Suppose that y1 = 8.3, y2 = 4.9, y3 = 2.6, y4 = 6.5 is a random sample of size 4 from the two parameter uniform pdf,

Question

Suppose that $y_1 = 8.3, y_2 = 4.9, y_3 = 2.6, y_4 = 6.5$ is a random sample of size 4 from the two-parameter uniform pdf,

$f_y(y;\theta_1,\theta_2) = \frac{1}{2\theta_2}, \theta_1 - \theta_2 \le y \le \theta_1 + \theta_2$

Use the method of moments to calculate $\theta_{1e}$ and $\theta_{2e}$

So I understand how to solve the question when it comes to one parameter.
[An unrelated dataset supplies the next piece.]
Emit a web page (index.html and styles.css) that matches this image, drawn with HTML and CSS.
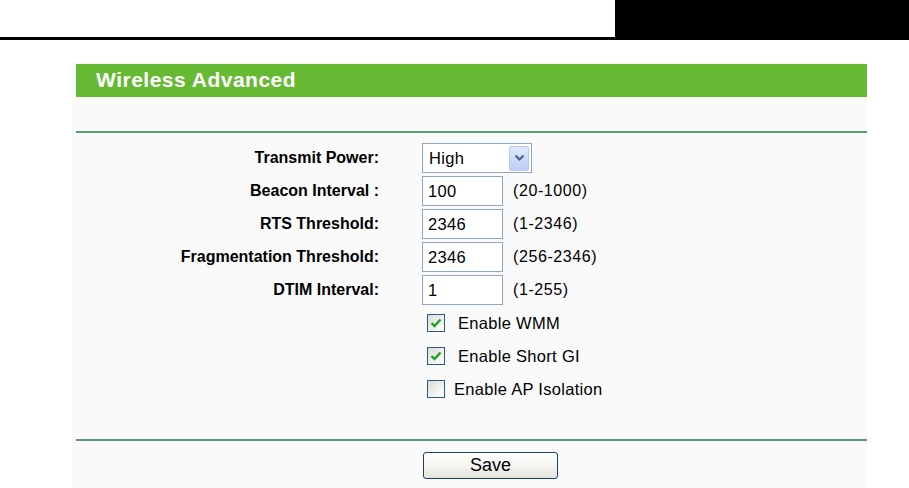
FILE: index.html
```html
<!DOCTYPE html>
<html>
<head>
<meta charset="utf-8">
<link rel="stylesheet" href="styles.css">
</head>
<body>
<div class="topbar">
  <div class="topbar-fill"></div>
  <div class="topbar-block"></div>
</div>
<div class="panel">
  <div class="title">Wireless Advanced</div>
  <div class="title-gap"></div>
  <div class="rule"></div>
  <div class="form">
    <div class="label">Transmit Power:</div>
    <div class="field">
      <div class="select">
        <span class="select-text">High</span>
        <span class="select-btn">
          <svg width="11" height="8" viewBox="0 0 11 8"><path d="M1.5 1.5 L5.5 5.5 L9.5 1.5" fill="none" stroke="#4d6185" stroke-width="2.2"/></svg>
        </span>
      </div>
    </div>

    <div class="label">Beacon Interval :</div>
    <div class="field"><div class="input">100</div><span class="hint">(20-1000)</span></div>

    <div class="label">RTS Threshold:</div>
    <div class="field"><div class="input">2346</div><span class="hint">(1-2346)</span></div>

    <div class="label">Fragmentation Threshold:</div>
    <div class="field"><div class="input">2346</div><span class="hint">(256-2346)</span></div>

    <div class="label">DTIM Interval:</div>
    <div class="field"><div class="input">1</div><span class="hint">(1-255)</span></div>

    <div class="label empty"></div>
    <div class="field check-row">
      <span class="box"><svg width="12" height="10" viewBox="0 0 12 10"><path d="M1.5 5 L4.5 8 L10.5 1.5" fill="none" stroke="#21a121" stroke-width="2.4"/></svg></span>
      <span class="check-label wide">Enable WMM</span>
    </div>

    <div class="label empty"></div>
    <div class="field check-row">
      <span class="box"><svg width="12" height="10" viewBox="0 0 12 10"><path d="M1.5 5 L4.5 8 L10.5 1.5" fill="none" stroke="#21a121" stroke-width="2.4"/></svg></span>
      <span class="check-label wide">Enable Short GI</span>
    </div>

    <div class="label empty"></div>
    <div class="field check-row">
      <span class="box"></span>
      <span class="check-label">Enable AP Isolation</span>
    </div>
  </div>
  <div class="rule"></div>
  <div class="actions">
    <button class="save">Save</button>
  </div>
</div>
</body>
</html>
```
FILE: styles.css
```css
html, body {
  margin: 0;
  padding: 0;
  background: #ffffff;
  font-family: "Liberation Sans", Arial, sans-serif;
  color: #000;
}

.topbar {
  display: flex;
  height: 37px;
  border-bottom: 3px solid #000;
}
.topbar-fill { flex: 1; }
.topbar-block {
  width: 294px;
  background: #000;
}

.panel {
  margin: 22px 0 0 72px;
  width: 791px;
  padding: 2px 0 0 4px;
  background: #fafafa;
  min-height: 430px;
}

.title {
  height: 33px;
  line-height: 32px;
  background: #66b933;
  color: #fff;
  font-weight: bold;
  font-size: 21px;
  padding-left: 20px;
  letter-spacing: 0.5px;
}
.title-gap { height: 34px; }

.rule {
  height: 2px;
  background: #5a9c73;
}

.form {
  display: grid;
  grid-template-columns: 303px auto;
  column-gap: 43px;
  row-gap: 3px;
  grid-auto-rows: 30px;
  padding: 10px 0 35px 0;
}
.form .check-row { height: 31px; }

.label {
  display: flex;
  align-items: center;
  justify-content: flex-end;
  font-weight: bold;
  font-size: 16px;
}

.field {
  display: flex;
  align-items: center;
  font-size: 16px;
}

.select {
  box-sizing: border-box;
  width: 110px;
  height: 30px;
  border: 1px solid #8fa7c6;
  background: #fff;
  display: flex;
  align-items: center;
  justify-content: space-between;
  padding: 0 2px 0 6px;
}
.select-text { font-size: 16.5px; letter-spacing: 0.3px; }
.select-btn {
  box-sizing: border-box;
  width: 20px;
  height: 25px;
  border: 1px solid #b6c9ef;
  border-radius: 2px;
  background: linear-gradient(#dfe8fd, #bccdf6);
  display: flex;
  align-items: center;
  justify-content: center;
}

.input {
  box-sizing: border-box;
  width: 81px;
  height: 30px;
  border: 1px solid #8fa7c6;
  background: #fff;
  padding: 0 5px;
  display: flex;
  align-items: center;
  font-size: 16.5px;
  letter-spacing: 0.3px;
}

.hint {
  margin-left: 10px;
  font-size: 16px;
  letter-spacing: 0.6px;
}

.check-row {
  padding-left: 5px;
  align-self: center;
}
.box {
  box-sizing: border-box;
  width: 18px;
  height: 18px;
  border: 1px solid #2d5a8a;
  background: linear-gradient(135deg, #dcdcd6, #ffffff);
  display: flex;
  align-items: center;
  justify-content: center;
}
.check-label {
  margin-left: 9px;
  font-size: 16.5px;
  letter-spacing: 0.3px;
}
.check-label.wide { margin-left: 13px; }

.actions {
  padding: 11px 0 10px 347px;
}
.save {
  box-sizing: border-box;
  width: 135px;
  height: 27px;
  border: 1px solid #1e3f73;
  border-radius: 3px;
  background: linear-gradient(#ffffff, #f3f3ef 60%, #e3e2da);
  font-family: "Liberation Sans", Arial, sans-serif;
  font-size: 18px;
  color: #000;
  padding: 0;
}
```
Where we essentially solve for $E(y)$. But I'm not sure how to go about solving for two parameters.

Answer 1

This is not the usual parameterization of a uniform distribution, so looking at standard references may not be immediately helpful,

Begin by showing That $E(X) = \theta_1$ and $Var(X) = \theta_2^2/3.$

Then, for the given sample, find $\bar X = 0.375$ and $S^2 = 6.3825.$ Computations in R:

x = c(8.3, 4.1, 2.6, 6.5)
mean(x); var(x)
[1] 5.375
[1] 6.3825

Finally, set $E(X) = \mu = \theta_1 = \bar X$ and $Var(X) = \sigma^2 = \theta_2^2/3 = S^2.$ Solve for $\theta_1, \theta_2$ in terms of data to get numerical MOM estimates $\hat\theta_1, \hat\theta_2,$ respectively. Obviously, $\hat\theta_1 - \bar X =5.375.$ What is $\hat\theta_2 ?$

Note: Later you may study maximum likelihood estimates. Sometimes MOM (method-of-moments) estimators are the same as MLEs (maximum likelihood estimators), and sometimes not. When sampling from the uniform distribution of this problem, there are differences between the two kinds of estimators.